Source data:
· · · · · · ·
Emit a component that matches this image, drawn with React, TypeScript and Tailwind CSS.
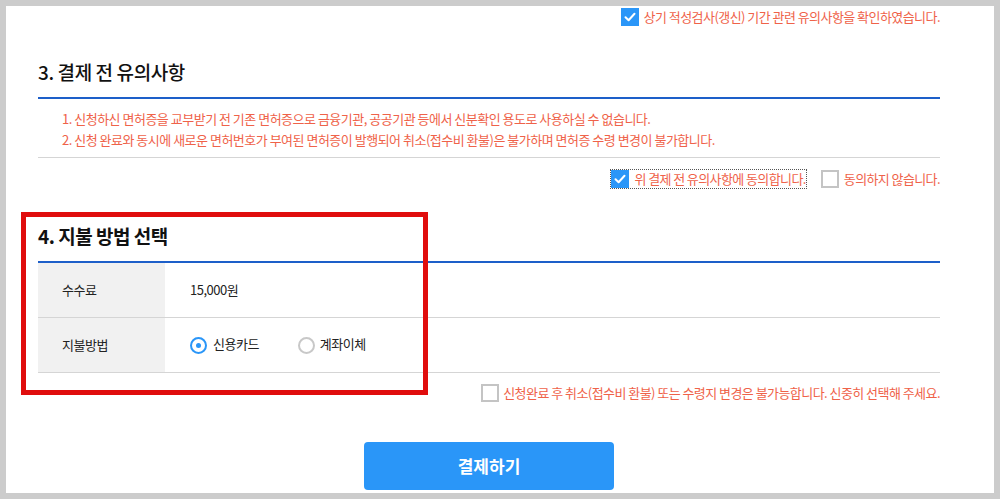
const font = { fontFamily: '"Noto Sans CJK KR", "Noto Sans", sans-serif' };

const CheckOn = () => (
  <span className="flex h-[18px] w-[18px] shrink-0 items-center justify-center bg-[#2a96f8]">
    <svg width="12" height="10" viewBox="0 0 12 10" fill="none">
      <path d="M1.5 5.2 L4.6 8.2 L10.5 1.8" stroke="white" strokeWidth="2" strokeLinecap="round" strokeLinejoin="round" />
    </svg>
  </span>
);

const CheckOff = () => (
  <span className="block h-[18px] w-[18px] shrink-0 border-2 border-[#c4c4c4] bg-white" />
);

const Radio = ({ on }: { on?: boolean }) =>
  on ? (
    <span className="flex h-[17px] w-[17px] shrink-0 items-center justify-center rounded-full border-2 border-[#2a96f8] bg-white">
      <span className="block h-[5px] w-[5px] rounded-full bg-[#2a96f8]" />
    </span>
  ) : (
    <span className="block h-[17px] w-[17px] shrink-0 rounded-full border-2 border-[#c8c8c8] bg-white" />
  );

export default function App() {
  return (
    <div className="relative h-[499px] w-[1000px] overflow-hidden bg-[#cccccc] p-[6px]" style={font}>
      <div className="h-full bg-white pl-[32px] pr-[54px] pt-[2px]">
        {/* 상단 확인 */}
        <div className="flex items-center justify-end gap-[5px] text-[13px] leading-[18px] tracking-[-0.55px] text-[#ef6249]">
          <CheckOn />
          <span>상기 적성검사(갱신) 기간 관련 유의사항을 확인하였습니다.</span>
        </div>

        {/* 3. 결제 전 유의사항 */}
        <h2 className="mt-[32px] text-[19px] font-medium leading-[28px] tracking-[-0.4px] text-[#111]">3. 결제 전 유의사항</h2>
        <div className="mt-[11px] h-[2px] bg-[#1d5fc9]" />
        <ul className="border-b border-[#d5d5d5] pb-[7px] pl-[24px] pt-[9px] text-[13px] leading-[21px] tracking-[-0.5px] text-[#ef6249]">
          <li>1. 신청하신 면허증을 교부받기 전 기존 면허증으로 금융기관, 공공기관 등에서 신분확인 용도로 사용하실 수 없습니다.</li>
          <li>2. 신청 완료와 동시에 새로운 면허번호가 부여된 면허증이 발행되어 취소(접수비 환불)은 불가하며 면허증 수령 변경이 불가합니다.</li>
        </ul>
        <div className="mt-[12px] flex items-center justify-end text-[13px] leading-[18px] tracking-[-0.6px] text-[#ef6249]">
          <label className="flex items-center gap-[5px] outline outline-1 outline-dotted outline-[#555]">
            <CheckOn />
            <span>위 결제 전 유의사항에 동의합니다.</span>
          </label>
          <label className="ml-[15px] flex items-center gap-[5px]">
            <CheckOff />
            <span>동의하지 않습니다.</span>
          </label>
        </div>

        {/* 4. 지불 방법 선택 */}
        <h2 className="mt-[34px] text-[19px] font-bold leading-[28px] tracking-[-0.5px] text-[#111]">4. 지불 방법 선택</h2>
        <div className="mt-[11px] h-[2px] bg-[#1d5fc9]" />
        <div className="text-[13px] tracking-[-0.5px] text-[#222]">
          <div className="flex h-[55px] border-b border-[#d5d5d5]">
            <div className="flex w-[127px] items-center bg-[#f1f1f1] pl-[24px]">수수료</div>
            <div className="flex items-center pl-[25px]">15,000원</div>
          </div>
          <div className="flex h-[55px] border-b border-[#d5d5d5]">
            <div className="flex w-[127px] items-center bg-[#f1f1f1] pl-[24px]">지불방법</div>
            <div className="flex items-center pl-[25px]">
              <label className="flex items-center gap-[6px]">
                <Radio on />
                <span className="-mt-[2px]">신용카드</span>
              </label>
              <label className="ml-[39px] flex items-center gap-[5px]">
                <Radio />
                <span className="-mt-[2px]">계좌이체</span>
              </label>
            </div>
          </div>
        </div>

        <div className="mt-[11px] flex items-center justify-end gap-[4px] text-[13px] leading-[18px] tracking-[-0.55px] text-[#ef6249]">
          <CheckOff />
          <span>신청완료 후 취소(접수비 환불) 또는 수령지 변경은 불가능합니다. 신중히 선택해 주세요.</span>
        </div>

        <div className="mt-[40px] flex justify-center">
          <button className="h-[48px] w-[250px] rounded-[4px] bg-[#2a96f8] text-[17px] font-bold text-white">결제하기</button>
        </div>
      </div>

      {/* 강조 표시 */}
      <div className="pointer-events-none absolute left-[21px] top-[212px] h-[183px] w-[407px] border-[5px] border-[#e00d0d]" />
    </div>
  );
}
· · · · · · ·
Set problem:
Drop the images and repeat the data exactly.

Task result:
Emit a component that matches this image, drawn with React, TypeScript and Tailwind CSS.
const font = { fontFamily: '"Noto Sans CJK KR", "Noto Sans", sans-serif' };

const CheckOn = () => (
  <span className="flex h-[18px] w-[18px] shrink-0 items-center justify-center bg-[#2a96f8]">
    <svg width="12" height="10" viewBox="0 0 12 10" fill="none">
      <path d="M1.5 5.2 L4.6 8.2 L10.5 1.8" stroke="white" strokeWidth="2" strokeLinecap="round" strokeLinejoin="round" />
    </svg>
  </span>
);

const CheckOff = () => (
  <span className="block h-[18px] w-[18px] shrink-0 border-2 border-[#c4c4c4] bg-white" />
);

const Radio = ({ on }: { on?: boolean }) =>
  on ? (
    <span className="flex h-[17px] w-[17px] shrink-0 items-center justify-center rounded-full border-2 border-[#2a96f8] bg-white">
      <span className="block h-[5px] w-[5px] rounded-full bg-[#2a96f8]" />
    </span>
  ) : (
    <span className="block h-[17px] w-[17px] shrink-0 rounded-full border-2 border-[#c8c8c8] bg-white" />
  );

export default function App() {
  return (
    <div className="relative h-[499px] w-[1000px] overflow-hidden bg-[#cccccc] p-[6px]" style={font}>
      <div className="h-full bg-white pl-[32px] pr-[54px] pt-[2px]">
        {/* 상단 확인 */}
        <div className="flex items-center justify-end gap-[5px] text-[13px] leading-[18px] tracking-[-0.55px] text-[#ef6249]">
          <CheckOn />
          <span>상기 적성검사(갱신) 기간 관련 유의사항을 확인하였습니다.</span>
        </div>

        {/* 3. 결제 전 유의사항 */}
        <h2 className="mt-[32px] text-[19px] font-medium leading-[28px] tracking-[-0.4px] text-[#111]">3. 결제 전 유의사항</h2>
        <div className="mt-[11px] h-[2px] bg-[#1d5fc9]" />
        <ul className="border-b border-[#d5d5d5] pb-[7px] pl-[24px] pt-[9px] text-[13px] leading-[21px] tracking-[-0.5px] text-[#ef6249]">
          <li>1. 신청하신 면허증을 교부받기 전 기존 면허증으로 금융기관, 공공기관 등에서 신분확인 용도로 사용하실 수 없습니다.</li>
          <li>2. 신청 완료와 동시에 새로운 면허번호가 부여된 면허증이 발행되어 취소(접수비 환불)은 불가하며 면허증 수령 변경이 불가합니다.</li>
        </ul>
        <div className="mt-[12px] flex items-center justify-end text-[13px] leading-[18px] tracking-[-0.6px] text-[#ef6249]">
          <label className="flex items-center gap-[5px] outline outline-1 outline-dotted outline-[#555]">
            <CheckOn />
            <span>위 결제 전 유의사항에 동의합니다.</span>
          </label>
          <label className="ml-[15px] flex items-center gap-[5px]">
            <CheckOff />
            <span>동의하지 않습니다.</span>
          </label>
        </div>

        {/* 4. 지불 방법 선택 */}
        <h2 className="mt-[34px] text-[19px] font-bold leading-[28px] tracking-[-0.5px] text-[#111]">4. 지불 방법 선택</h2>
        <div className="mt-[11px] h-[2px] bg-[#1d5fc9]" />
        <div className="text-[13px] tracking-[-0.5px] text-[#222]">
          <div className="flex h-[55px] border-b border-[#d5d5d5]">
            <div className="flex w-[127px] items-center bg-[#f1f1f1] pl-[24px]">수수료</div>
            <div className="flex items-center pl-[25px]">15,000원</div>
          </div>
          <div className="flex h-[55px] border-b border-[#d5d5d5]">
            <div className="flex w-[127px] items-center bg-[#f1f1f1] pl-[24px]">지불방법</div>
            <div className="flex items-center pl-[25px]">
              <label className="flex items-center gap-[6px]">
                <Radio on />
                <span className="-mt-[2px]">신용카드</span>
              </label>
              <label className="ml-[39px] flex items-center gap-[5px]">
                <Radio />
                <span className="-mt-[2px]">계좌이체</span>
              </label>
            </div>
          </div>
        </div>

        <div className="mt-[11px] flex items-center justify-end gap-[4px] text-[13px] leading-[18px] tracking-[-0.55px] text-[#ef6249]">
          <CheckOff />
          <span>신청완료 후 취소(접수비 환불) 또는 수령지 변경은 불가능합니다. 신중히 선택해 주세요.</span>
        </div>

        <div className="mt-[40px] flex justify-center">
          <button className="h-[48px] w-[250px] rounded-[4px] bg-[#2a96f8] text-[17px] font-bold text-white">결제하기</button>
        </div>
      </div>

      {/* 강조 표시 */}
      <div className="pointer-events-none absolute left-[21px] top-[212px] h-[183px] w-[407px] border-[5px] border-[#e00d0d]" />
    </div>
  );
}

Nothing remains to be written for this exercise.